**Set problem:** Please reproduce the lines of the records below from the one holding "Clone this table" through the one holding "string, string, string];", inclusive, skipping all pictures.
--- Given data ---
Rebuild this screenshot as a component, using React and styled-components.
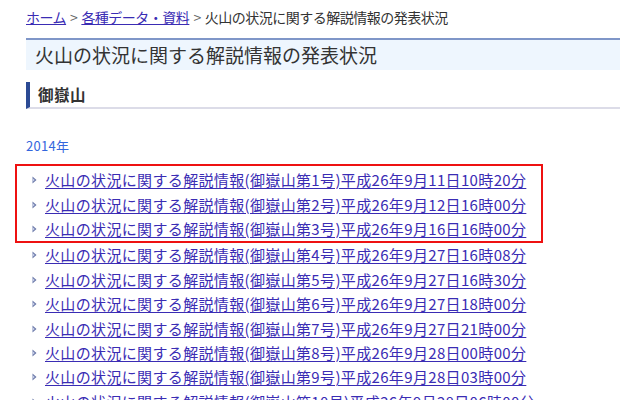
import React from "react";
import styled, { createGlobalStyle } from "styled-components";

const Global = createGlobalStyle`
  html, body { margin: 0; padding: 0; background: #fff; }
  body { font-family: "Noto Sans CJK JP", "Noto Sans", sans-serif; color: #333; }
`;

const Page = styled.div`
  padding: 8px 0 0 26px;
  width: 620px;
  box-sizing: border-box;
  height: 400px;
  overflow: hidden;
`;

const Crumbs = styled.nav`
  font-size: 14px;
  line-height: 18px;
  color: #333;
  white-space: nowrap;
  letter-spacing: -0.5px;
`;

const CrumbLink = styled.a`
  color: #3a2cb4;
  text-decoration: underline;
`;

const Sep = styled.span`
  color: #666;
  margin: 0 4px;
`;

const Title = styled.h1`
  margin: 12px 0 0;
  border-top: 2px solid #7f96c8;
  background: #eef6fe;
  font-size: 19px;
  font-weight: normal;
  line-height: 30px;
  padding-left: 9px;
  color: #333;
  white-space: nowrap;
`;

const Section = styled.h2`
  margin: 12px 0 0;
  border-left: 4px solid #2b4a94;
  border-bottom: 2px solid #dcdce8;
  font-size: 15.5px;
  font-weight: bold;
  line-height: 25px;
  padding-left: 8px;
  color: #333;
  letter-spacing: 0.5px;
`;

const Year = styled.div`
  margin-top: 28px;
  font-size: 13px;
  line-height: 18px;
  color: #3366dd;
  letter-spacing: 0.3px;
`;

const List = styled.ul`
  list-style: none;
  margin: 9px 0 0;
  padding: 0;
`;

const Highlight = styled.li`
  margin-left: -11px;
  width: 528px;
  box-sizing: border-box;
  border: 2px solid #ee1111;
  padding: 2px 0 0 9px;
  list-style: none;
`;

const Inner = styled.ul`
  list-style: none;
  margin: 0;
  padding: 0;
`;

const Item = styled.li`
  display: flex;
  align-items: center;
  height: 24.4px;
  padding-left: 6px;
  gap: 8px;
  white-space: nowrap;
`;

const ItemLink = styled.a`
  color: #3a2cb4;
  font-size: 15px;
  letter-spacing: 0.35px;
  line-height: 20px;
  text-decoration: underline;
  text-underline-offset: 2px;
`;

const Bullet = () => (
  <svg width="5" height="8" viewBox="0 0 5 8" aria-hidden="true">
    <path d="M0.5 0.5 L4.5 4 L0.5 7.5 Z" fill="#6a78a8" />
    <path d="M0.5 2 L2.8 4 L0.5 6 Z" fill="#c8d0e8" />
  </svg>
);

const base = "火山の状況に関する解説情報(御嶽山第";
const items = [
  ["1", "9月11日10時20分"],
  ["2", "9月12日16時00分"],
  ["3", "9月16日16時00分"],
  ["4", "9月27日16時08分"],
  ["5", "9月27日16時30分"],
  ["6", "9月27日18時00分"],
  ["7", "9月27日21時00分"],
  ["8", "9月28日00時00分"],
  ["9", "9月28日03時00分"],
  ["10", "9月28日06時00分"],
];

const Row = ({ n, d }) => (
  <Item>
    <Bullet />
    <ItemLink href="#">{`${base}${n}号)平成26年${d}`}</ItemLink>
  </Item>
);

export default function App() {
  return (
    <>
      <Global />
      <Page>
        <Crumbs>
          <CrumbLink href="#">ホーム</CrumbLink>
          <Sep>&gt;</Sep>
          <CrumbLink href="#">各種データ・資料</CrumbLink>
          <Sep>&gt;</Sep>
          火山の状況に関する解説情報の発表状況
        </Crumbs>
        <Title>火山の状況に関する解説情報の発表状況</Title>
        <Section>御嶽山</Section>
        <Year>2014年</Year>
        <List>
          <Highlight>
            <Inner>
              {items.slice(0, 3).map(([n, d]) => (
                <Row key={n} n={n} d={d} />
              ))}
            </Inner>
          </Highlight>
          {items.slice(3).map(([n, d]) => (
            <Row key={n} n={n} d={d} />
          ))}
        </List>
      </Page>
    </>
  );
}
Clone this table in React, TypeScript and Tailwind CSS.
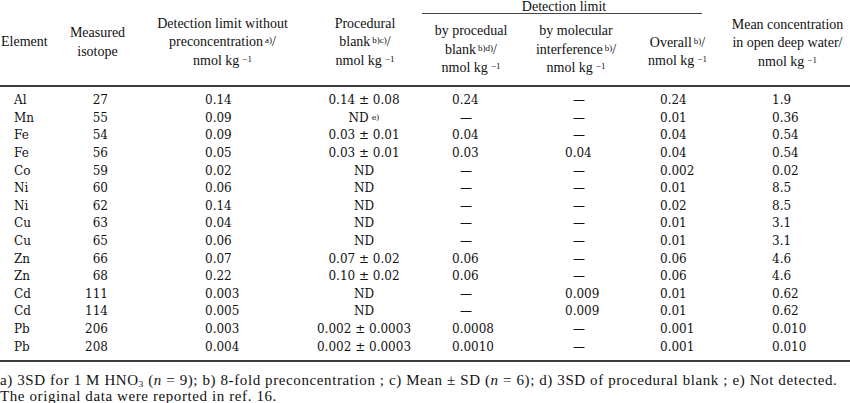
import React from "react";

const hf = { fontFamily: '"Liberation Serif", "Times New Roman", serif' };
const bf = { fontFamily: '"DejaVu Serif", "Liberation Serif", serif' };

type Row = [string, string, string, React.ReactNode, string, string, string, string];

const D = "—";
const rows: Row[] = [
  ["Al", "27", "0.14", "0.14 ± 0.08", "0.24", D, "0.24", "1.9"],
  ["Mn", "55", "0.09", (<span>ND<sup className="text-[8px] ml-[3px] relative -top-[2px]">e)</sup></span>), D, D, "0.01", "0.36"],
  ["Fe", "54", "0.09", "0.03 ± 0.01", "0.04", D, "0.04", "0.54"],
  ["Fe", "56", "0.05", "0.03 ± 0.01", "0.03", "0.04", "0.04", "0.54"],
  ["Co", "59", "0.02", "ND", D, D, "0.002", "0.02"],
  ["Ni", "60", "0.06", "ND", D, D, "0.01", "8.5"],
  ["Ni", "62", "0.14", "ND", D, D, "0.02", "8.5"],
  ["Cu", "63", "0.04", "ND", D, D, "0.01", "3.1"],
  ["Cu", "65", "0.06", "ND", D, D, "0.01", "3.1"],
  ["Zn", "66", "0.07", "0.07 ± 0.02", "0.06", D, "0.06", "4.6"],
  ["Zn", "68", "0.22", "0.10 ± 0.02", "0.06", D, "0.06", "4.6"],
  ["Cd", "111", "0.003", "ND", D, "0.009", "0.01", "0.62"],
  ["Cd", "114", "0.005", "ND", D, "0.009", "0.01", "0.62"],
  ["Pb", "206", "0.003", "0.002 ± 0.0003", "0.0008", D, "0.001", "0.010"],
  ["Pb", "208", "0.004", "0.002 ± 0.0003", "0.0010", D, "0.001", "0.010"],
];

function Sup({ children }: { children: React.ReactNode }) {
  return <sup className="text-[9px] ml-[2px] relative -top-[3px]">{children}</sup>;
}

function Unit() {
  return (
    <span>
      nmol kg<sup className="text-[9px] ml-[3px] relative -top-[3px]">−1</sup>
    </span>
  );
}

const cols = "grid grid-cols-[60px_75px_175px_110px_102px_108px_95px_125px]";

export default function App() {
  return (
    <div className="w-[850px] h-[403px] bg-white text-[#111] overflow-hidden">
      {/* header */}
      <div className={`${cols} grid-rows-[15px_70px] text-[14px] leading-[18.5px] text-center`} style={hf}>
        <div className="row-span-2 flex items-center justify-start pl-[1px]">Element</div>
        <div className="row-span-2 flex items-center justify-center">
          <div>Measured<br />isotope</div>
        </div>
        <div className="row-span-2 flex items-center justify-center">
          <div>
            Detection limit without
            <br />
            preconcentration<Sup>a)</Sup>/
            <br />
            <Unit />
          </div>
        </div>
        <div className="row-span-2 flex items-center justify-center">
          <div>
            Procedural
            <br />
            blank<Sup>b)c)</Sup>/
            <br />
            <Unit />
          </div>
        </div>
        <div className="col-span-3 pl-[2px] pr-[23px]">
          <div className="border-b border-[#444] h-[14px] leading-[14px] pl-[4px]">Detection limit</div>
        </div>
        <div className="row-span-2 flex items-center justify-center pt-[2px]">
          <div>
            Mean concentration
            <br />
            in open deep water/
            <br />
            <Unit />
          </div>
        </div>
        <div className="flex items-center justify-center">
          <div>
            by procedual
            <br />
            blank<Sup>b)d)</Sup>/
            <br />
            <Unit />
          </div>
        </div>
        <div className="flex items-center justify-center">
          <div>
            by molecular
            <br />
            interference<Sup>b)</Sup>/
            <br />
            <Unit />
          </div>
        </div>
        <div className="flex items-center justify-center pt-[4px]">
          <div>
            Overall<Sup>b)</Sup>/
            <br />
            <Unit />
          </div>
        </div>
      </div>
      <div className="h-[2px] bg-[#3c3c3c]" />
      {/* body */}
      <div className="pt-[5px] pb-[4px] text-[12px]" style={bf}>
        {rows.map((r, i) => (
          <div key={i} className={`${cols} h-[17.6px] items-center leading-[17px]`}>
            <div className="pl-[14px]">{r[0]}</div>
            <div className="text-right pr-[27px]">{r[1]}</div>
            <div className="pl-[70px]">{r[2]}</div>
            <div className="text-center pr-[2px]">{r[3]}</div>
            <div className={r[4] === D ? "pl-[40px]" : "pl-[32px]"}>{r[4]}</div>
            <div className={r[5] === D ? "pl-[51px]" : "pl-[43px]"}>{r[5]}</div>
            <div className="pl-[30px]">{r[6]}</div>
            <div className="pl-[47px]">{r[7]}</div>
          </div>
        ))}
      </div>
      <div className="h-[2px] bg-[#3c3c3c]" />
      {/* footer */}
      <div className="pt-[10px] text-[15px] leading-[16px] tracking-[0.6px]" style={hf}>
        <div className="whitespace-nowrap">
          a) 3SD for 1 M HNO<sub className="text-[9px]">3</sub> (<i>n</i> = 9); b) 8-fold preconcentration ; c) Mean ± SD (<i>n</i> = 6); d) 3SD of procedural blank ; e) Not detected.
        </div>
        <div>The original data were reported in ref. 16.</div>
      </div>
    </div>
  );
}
---
**Expected answer:**
Clone this table in React, TypeScript and Tailwind CSS.
import React from "react";

const hf = { fontFamily: '"Liberation Serif", "Times New Roman", serif' };
const bf = { fontFamily: '"DejaVu Serif", "Liberation Serif", serif' };

type Row = [string, string, string, React.ReactNode, string, string, string, string];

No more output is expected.